### Exercise materials

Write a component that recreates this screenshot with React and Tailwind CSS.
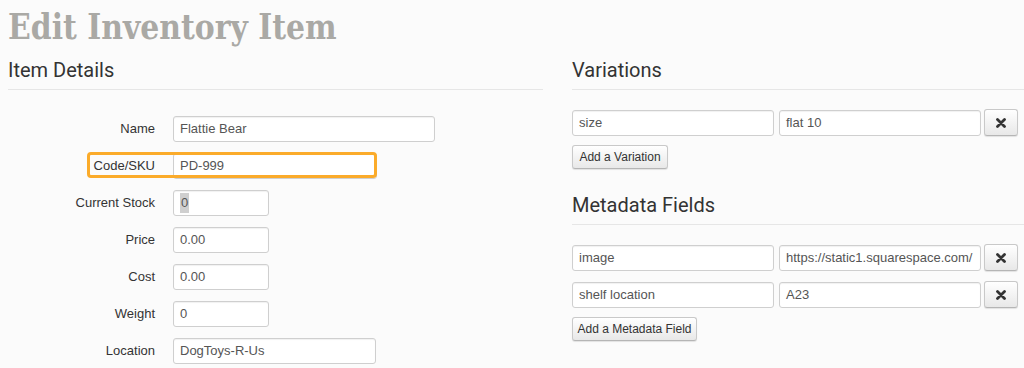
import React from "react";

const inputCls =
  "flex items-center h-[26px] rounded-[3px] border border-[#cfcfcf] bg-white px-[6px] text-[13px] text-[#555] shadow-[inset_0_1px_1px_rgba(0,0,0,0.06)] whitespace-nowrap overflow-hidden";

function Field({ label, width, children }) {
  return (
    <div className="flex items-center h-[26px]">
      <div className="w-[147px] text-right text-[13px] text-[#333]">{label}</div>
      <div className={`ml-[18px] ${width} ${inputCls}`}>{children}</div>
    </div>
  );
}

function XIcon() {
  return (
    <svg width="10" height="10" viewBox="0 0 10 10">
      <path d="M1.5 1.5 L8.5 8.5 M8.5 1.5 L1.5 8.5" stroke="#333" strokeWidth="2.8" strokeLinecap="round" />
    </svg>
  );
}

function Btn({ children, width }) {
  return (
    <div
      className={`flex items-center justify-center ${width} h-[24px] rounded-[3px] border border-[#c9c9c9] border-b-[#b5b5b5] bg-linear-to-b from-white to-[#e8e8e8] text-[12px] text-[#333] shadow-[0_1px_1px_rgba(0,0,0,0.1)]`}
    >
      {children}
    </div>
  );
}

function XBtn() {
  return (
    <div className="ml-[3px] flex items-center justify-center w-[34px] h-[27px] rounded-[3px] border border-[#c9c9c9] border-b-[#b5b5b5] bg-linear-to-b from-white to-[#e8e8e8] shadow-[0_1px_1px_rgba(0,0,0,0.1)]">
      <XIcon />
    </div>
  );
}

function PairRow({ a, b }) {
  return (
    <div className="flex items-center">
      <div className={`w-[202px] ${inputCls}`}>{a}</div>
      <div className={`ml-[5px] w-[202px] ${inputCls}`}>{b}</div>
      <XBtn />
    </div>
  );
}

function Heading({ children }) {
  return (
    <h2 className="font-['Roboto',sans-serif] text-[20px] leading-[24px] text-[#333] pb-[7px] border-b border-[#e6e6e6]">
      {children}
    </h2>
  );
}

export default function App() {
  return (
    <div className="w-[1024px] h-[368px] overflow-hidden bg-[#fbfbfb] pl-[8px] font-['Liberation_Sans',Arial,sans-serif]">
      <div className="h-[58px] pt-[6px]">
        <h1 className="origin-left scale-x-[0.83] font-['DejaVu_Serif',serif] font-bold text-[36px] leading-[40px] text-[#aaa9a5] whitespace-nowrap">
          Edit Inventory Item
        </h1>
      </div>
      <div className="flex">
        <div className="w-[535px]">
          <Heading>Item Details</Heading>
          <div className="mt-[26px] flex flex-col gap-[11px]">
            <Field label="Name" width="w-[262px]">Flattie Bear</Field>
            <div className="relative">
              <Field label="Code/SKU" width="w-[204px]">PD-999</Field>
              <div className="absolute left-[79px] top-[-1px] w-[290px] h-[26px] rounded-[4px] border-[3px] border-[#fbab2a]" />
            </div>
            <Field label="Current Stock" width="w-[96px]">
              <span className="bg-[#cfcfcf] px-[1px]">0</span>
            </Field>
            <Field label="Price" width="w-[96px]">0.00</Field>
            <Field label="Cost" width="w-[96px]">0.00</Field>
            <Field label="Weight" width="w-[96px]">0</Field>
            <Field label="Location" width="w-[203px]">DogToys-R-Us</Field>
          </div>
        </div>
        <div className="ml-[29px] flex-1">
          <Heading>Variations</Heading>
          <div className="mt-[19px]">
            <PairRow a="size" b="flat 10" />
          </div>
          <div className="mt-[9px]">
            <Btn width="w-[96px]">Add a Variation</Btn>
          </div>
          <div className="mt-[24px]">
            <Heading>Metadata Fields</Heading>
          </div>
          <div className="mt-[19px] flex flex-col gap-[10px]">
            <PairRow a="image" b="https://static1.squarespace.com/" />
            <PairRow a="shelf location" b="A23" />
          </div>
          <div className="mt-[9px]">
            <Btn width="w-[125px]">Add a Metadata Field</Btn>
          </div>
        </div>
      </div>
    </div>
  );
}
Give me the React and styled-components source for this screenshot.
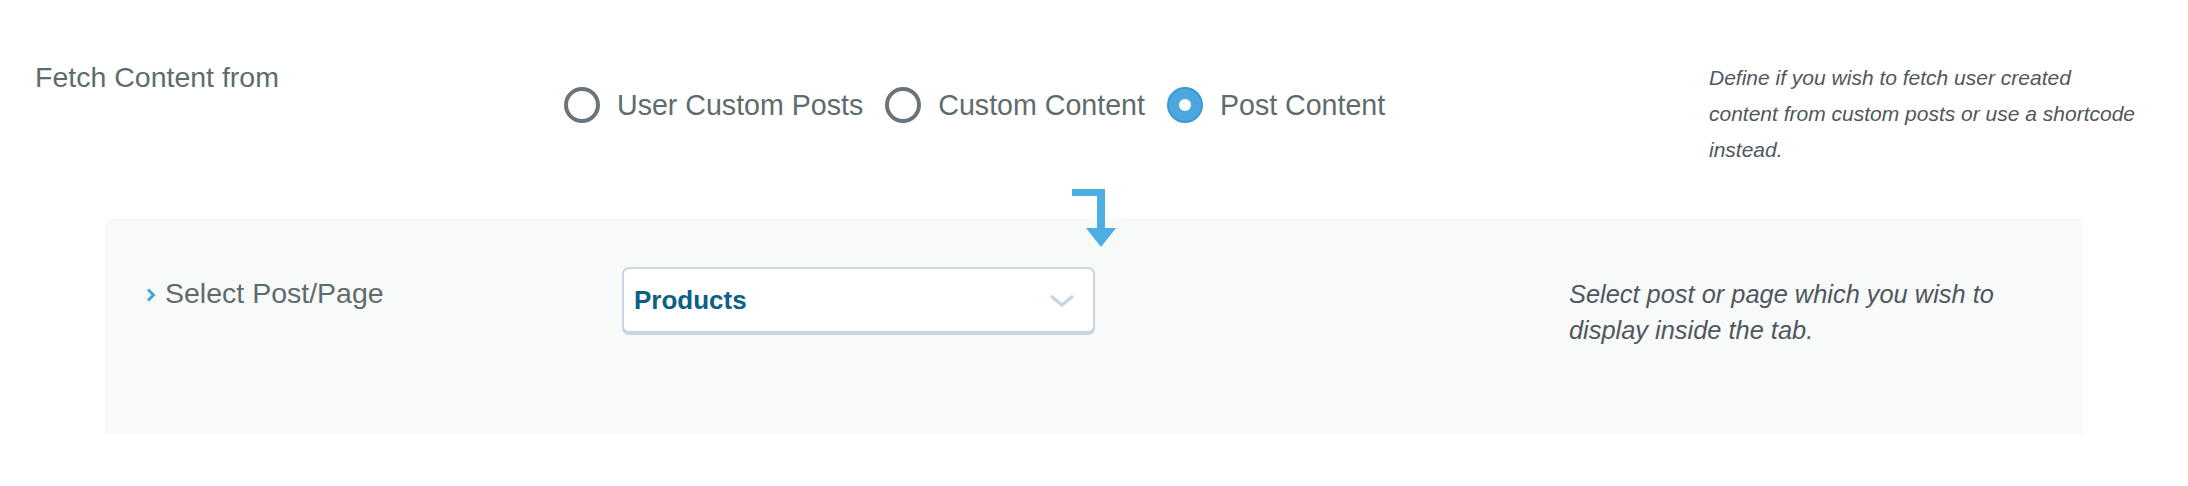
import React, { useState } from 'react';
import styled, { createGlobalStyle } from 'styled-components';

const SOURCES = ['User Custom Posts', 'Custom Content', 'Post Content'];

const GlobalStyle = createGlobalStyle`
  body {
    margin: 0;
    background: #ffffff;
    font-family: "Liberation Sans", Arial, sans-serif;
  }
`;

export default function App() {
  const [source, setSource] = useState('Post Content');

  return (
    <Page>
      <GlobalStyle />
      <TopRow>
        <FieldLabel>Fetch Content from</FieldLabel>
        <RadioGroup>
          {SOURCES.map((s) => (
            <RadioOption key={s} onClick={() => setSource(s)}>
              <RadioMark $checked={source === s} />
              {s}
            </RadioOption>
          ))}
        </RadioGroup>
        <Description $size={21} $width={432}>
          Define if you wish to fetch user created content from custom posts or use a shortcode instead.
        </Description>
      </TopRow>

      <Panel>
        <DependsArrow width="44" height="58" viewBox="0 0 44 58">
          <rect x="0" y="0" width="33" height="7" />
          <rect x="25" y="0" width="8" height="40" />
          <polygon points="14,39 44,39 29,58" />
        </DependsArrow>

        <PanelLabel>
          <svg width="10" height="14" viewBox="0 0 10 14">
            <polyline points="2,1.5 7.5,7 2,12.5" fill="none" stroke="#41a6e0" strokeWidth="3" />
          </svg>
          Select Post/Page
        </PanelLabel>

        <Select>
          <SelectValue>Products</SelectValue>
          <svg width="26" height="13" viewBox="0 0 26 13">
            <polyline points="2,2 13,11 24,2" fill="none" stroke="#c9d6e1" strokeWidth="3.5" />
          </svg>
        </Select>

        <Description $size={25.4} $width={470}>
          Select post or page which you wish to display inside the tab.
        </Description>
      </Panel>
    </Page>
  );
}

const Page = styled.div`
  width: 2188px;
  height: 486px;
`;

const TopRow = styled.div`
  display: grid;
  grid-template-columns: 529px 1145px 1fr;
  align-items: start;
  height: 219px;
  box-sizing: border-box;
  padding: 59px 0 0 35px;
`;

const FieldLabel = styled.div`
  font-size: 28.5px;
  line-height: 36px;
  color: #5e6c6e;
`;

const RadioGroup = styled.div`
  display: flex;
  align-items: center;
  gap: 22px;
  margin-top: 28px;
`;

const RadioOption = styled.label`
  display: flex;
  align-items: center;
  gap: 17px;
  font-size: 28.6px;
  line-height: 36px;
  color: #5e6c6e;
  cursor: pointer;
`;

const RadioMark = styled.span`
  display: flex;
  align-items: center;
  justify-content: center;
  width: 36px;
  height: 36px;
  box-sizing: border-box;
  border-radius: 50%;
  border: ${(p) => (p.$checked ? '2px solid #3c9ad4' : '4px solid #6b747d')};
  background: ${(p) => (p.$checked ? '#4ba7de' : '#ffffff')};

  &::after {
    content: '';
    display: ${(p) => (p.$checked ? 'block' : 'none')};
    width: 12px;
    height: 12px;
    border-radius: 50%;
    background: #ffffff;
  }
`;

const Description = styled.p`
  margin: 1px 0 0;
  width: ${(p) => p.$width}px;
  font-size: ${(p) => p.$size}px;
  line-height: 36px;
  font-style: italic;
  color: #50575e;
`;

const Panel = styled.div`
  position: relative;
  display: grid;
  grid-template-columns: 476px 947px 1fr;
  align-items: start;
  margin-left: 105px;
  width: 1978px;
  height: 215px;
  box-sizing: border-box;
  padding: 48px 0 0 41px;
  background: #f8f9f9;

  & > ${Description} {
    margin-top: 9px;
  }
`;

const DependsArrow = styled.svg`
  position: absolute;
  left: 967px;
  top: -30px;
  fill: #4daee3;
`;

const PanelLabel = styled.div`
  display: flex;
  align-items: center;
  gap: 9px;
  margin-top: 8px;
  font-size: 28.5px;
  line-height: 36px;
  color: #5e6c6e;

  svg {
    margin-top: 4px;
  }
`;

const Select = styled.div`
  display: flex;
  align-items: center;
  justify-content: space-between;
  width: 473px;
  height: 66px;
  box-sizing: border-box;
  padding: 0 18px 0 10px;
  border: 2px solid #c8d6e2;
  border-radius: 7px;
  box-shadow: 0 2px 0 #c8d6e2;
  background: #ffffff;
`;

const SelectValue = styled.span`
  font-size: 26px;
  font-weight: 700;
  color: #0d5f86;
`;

######

• Task brief
Copy, exactly as they stand, the lines from the one that holds "Give me the" to the one that holds "const [source, setSource]", both included, and drop every picture.

• Solution
Give me the React and styled-components source for this screenshot.
import React, { useState } from 'react';
import styled, { createGlobalStyle } from 'styled-components';

const SOURCES = ['User Custom Posts', 'Custom Content', 'Post Content'];

const GlobalStyle = createGlobalStyle`
  body {
    margin: 0;
    background: #ffffff;
    font-family: "Liberation Sans", Arial, sans-serif;
  }
`;

export default function App() {
  const [source, setSource] = useState('Post Content');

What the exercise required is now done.